§ Work required: Can you output the material exactly as written, minus any pictures it holds?

§ Dataset section:

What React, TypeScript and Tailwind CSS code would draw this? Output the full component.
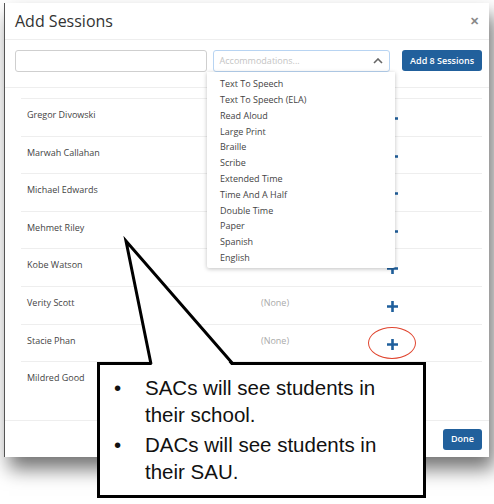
import React from 'react';

const students = [
  'Gregor Divowski',
  'Marwah Callahan',
  'Michael Edwards',
  'Mehmet Riley',
  'Kobe Watson',
  'Verity Scott',
  'Stacie Phan',
  'Mildred Good',
];

const options = [
  'Text To Speech',
  'Text To Speech (ELA)',
  'Read Aloud',
  'Large Print',
  'Braille',
  'Scribe',
  'Extended Time',
  'Time And A Half',
  'Double Time',
  'Paper',
  'Spanish',
  'English',
];

const Plus = () => (
  <svg width="13" height="13" viewBox="0 0 13 13">
    <path d="M6.5 1v11M1 6.5h11" stroke="#1f5f9c" strokeWidth="2.6" />
  </svg>
);

export default function App() {
  return (
    <div className="relative w-[494px] h-[504px] bg-white overflow-hidden" style={{ fontFamily: '"Open Sans", sans-serif' }}>
      {/* modal */}
      <div className="ml-[4px] mt-[3px] w-[485px] h-[454px] bg-white border-l border-[#555] shadow-[5px_12px_18px_rgba(0,0,0,0.55)] flex flex-col">
        <div className="h-[37px] flex items-center justify-between pl-[10px] pr-[10px] border-b border-[#eeeeee]">
          <span className="text-[16px] text-[#333]">Add Sessions</span>
          <span className="text-[11px] font-bold text-[#888]">✕</span>
        </div>
        <div className="h-[48px] flex items-start gap-[6px] pl-[10px] pr-[7px] pt-[10px] border-b border-[#eeeeee]">
          <div className="w-[192px] h-[22px] border border-[#cfcfcf] rounded-[3px]" />
          <div className="w-[178px] h-[22px] border border-[#b8d4f2] rounded-[3px] flex items-center justify-between pl-[6px] pr-[6px]">
            <span className="text-[9px] text-[#c4c4c4]">Accommodations...</span>
            <svg width="10" height="6" viewBox="0 0 10 6">
              <path d="M1 5l4-4 4 4" stroke="#666" strokeWidth="1.6" fill="none" />
            </svg>
          </div>
          <div className="ml-[6px] w-[80px] h-[21px] rounded-[3px] bg-[#21609c] text-white text-[9px] font-semibold flex items-center justify-center">
            Add 8 Sessions
          </div>
        </div>
        <div className="flex-1 pl-[16px] pr-[7px] pt-[10px]">
          <div className="border-t border-[#eeeeee]">
            {students.map((s, i) => (
              <div key={s} className={`h-[37.6px] flex items-start ${i < students.length - 1 ? 'border-b border-[#eeeeee]' : ''}`}>
                <span className="w-[240px] pl-[6px] pt-[9px] text-[9px] text-[#444]">{s}</span>
                <span className="w-[125px] pt-[9px] text-[9px] text-[#aaa]">{i === 5 || i === 6 ? '(None)' : ''}</span>
                {i < 7 && (
                  <span className="pt-[13px]">
                    <Plus />
                  </span>
                )}
              </div>
            ))}
          </div>
        </div>
        <div className="h-[37px] border-t border-[#eeeeee] flex items-center justify-end pr-[7px]">
          <div className="w-[39px] h-[21px] rounded-[3px] bg-[#21609c] text-white text-[9px] font-semibold flex items-center justify-center">
            Done
          </div>
        </div>
      </div>

      {/* dropdown */}
      <div className="absolute left-[207px] top-[72px] w-[188px] h-[196px] bg-white shadow-[0_1px_4px_rgba(0,0,0,0.25)] rounded-b-[2px] pt-[4px] pl-[13px]">
        {options.map((o) => (
          <div key={o} className="h-[15.8px] flex items-center text-[9px] text-[#444]">
            {o}
          </div>
        ))}
      </div>

      {/* red circle */}
      <div className="absolute left-[368px] top-[327px] w-[48px] h-[32px] rounded-[50%] border-[1.5px] border-[#e0452f]" />

      {/* callout */}
      <div
        className="absolute left-[97px] top-[362px] w-[329px] h-[136px] bg-white border-[3px] border-black pl-[14px] pt-[9px]"
        style={{ fontFamily: '"Liberation Sans", Arial, sans-serif' }}
      >
        {[
          ['SACs will see students in', 'their school.'],
          ['DACs will see students in', 'their SAU.'],
        ].map((lines) => (
          <div key={lines[0]} className="flex text-[20.5px] leading-[27px] text-[#111] mb-[3px]">
            <span className="w-[31px]">•</span>
            <span>
              {lines[0]}
              <br />
              {lines[1]}
            </span>
          </div>
        ))}
      </div>
      <svg className="absolute left-0 top-0" width="494" height="504">
        <polygon points="126,241 152,366 232,366" fill="white" />
        <polyline points="151,364 126,241 233,364" fill="none" stroke="black" strokeWidth="3" strokeLinejoin="miter" />
      </svg>
    </div>
  );
}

§ Finished task:
What React, TypeScript and Tailwind CSS code would draw this? Output the full component.
import React from 'react';

const students = [
  'Gregor Divowski',
  'Marwah Callahan',
  'Michael Edwards',
  'Mehmet Riley',
  'Kobe Watson',
  'Verity Scott',
  'Stacie Phan',
  'Mildred Good',
];

const options = [
  'Text To Speech',
  'Text To Speech (ELA)',
  'Read Aloud',
  'Large Print',
  'Braille',
  'Scribe',
  'Extended Time',
  'Time And A Half',
  'Double Time',
  'Paper',
  'Spanish',
  'English',
];

const Plus = () => (
  <svg width="13" height="13" viewBox="0 0 13 13">
    <path d="M6.5 1v11M1 6.5h11" stroke="#1f5f9c" strokeWidth="2.6" />
  </svg>
);

export default function App() {
  return (
    <div className="relative w-[494px] h-[504px] bg-white overflow-hidden" style={{ fontFamily: '"Open Sans", sans-serif' }}>
      {/* modal */}
      <div className="ml-[4px] mt-[3px] w-[485px] h-[454px] bg-white border-l border-[#555] shadow-[5px_12px_18px_rgba(0,0,0,0.55)] flex flex-col">
        <div className="h-[37px] flex items-center justify-between pl-[10px] pr-[10px] border-b border-[#eeeeee]">
          <span className="text-[16px] text-[#333]">Add Sessions</span>
          <span className="text-[11px] font-bold text-[#888]">✕</span>
        </div>
        <div className="h-[48px] flex items-start gap-[6px] pl-[10px] pr-[7px] pt-[10px] border-b border-[#eeeeee]">
          <div className="w-[192px] h-[22px] border border-[#cfcfcf] rounded-[3px]" />
          <div className="w-[178px] h-[22px] border border-[#b8d4f2] rounded-[3px] flex items-center justify-between pl-[6px] pr-[6px]">
            <span className="text-[9px] text-[#c4c4c4]">Accommodations...</span>
            <svg width="10" height="6" viewBox="0 0 10 6">
              <path d="M1 5l4-4 4 4" stroke="#666" strokeWidth="1.6" fill="none" />
            </svg>
          </div>
          <div className="ml-[6px] w-[80px] h-[21px] rounded-[3px] bg-[#21609c] text-white text-[9px] font-semibold flex items-center justify-center">
            Add 8 Sessions
          </div>
        </div>
        <div className="flex-1 pl-[16px] pr-[7px] pt-[10px]">
          <div className="border-t border-[#eeeeee]">
            {students.map((s, i) => (
              <div key={s} className={`h-[37.6px] flex items-start ${i < students.length - 1 ? 'border-b border-[#eeeeee]' : ''}`}>
                <span className="w-[240px] pl-[6px] pt-[9px] text-[9px] text-[#444]">{s}</span>
                <span className="w-[125px] pt-[9px] text-[9px] text-[#aaa]">{i === 5 || i === 6 ? '(None)' : ''}</span>
                {i < 7 && (
                  <span className="pt-[13px]">
                    <Plus />
                  </span>
                )}
              </div>
            ))}
          </div>
        </div>
        <div className="h-[37px] border-t border-[#eeeeee] flex items-center justify-end pr-[7px]">
          <div className="w-[39px] h-[21px] rounded-[3px] bg-[#21609c] text-white text-[9px] font-semibold flex items-center justify-center">
            Done
          </div>
        </div>
      </div>

      {/* dropdown */}
      <div className="absolute left-[207px] top-[72px] w-[188px] h-[196px] bg-white shadow-[0_1px_4px_rgba(0,0,0,0.25)] rounded-b-[2px] pt-[4px] pl-[13px]">
        {options.map((o) => (
          <div key={o} className="h-[15.8px] flex items-center text-[9px] text-[#444]">
            {o}
          </div>
        ))}
      </div>

      {/* red circle */}
      <div className="absolute left-[368px] top-[327px] w-[48px] h-[32px] rounded-[50%] border-[1.5px] border-[#e0452f]" />

      {/* callout */}
      <div
        className="absolute left-[97px] top-[362px] w-[329px] h-[136px] bg-white border-[3px] border-black pl-[14px] pt-[9px]"
        style={{ fontFamily: '"Liberation Sans", Arial, sans-serif' }}
      >
        {[
          ['SACs will see students in', 'their school.'],
          ['DACs will see students in', 'their SAU.'],
        ].map((lines) => (
          <div key={lines[0]} className="flex text-[20.5px] leading-[27px] text-[#111] mb-[3px]">
            <span className="w-[31px]">•</span>
            <span>
              {lines[0]}
              <br />
              {lines[1]}
            </span>
          </div>
        ))}
      </div>
      <svg className="absolute left-0 top-0" width="494" height="504">
        <polygon points="126,241 152,366 232,366" fill="white" />
        <polyline points="151,364 126,241 233,364" fill="none" stroke="black" strokeWidth="3" strokeLinejoin="miter" />
      </svg>
    </div>
  );
}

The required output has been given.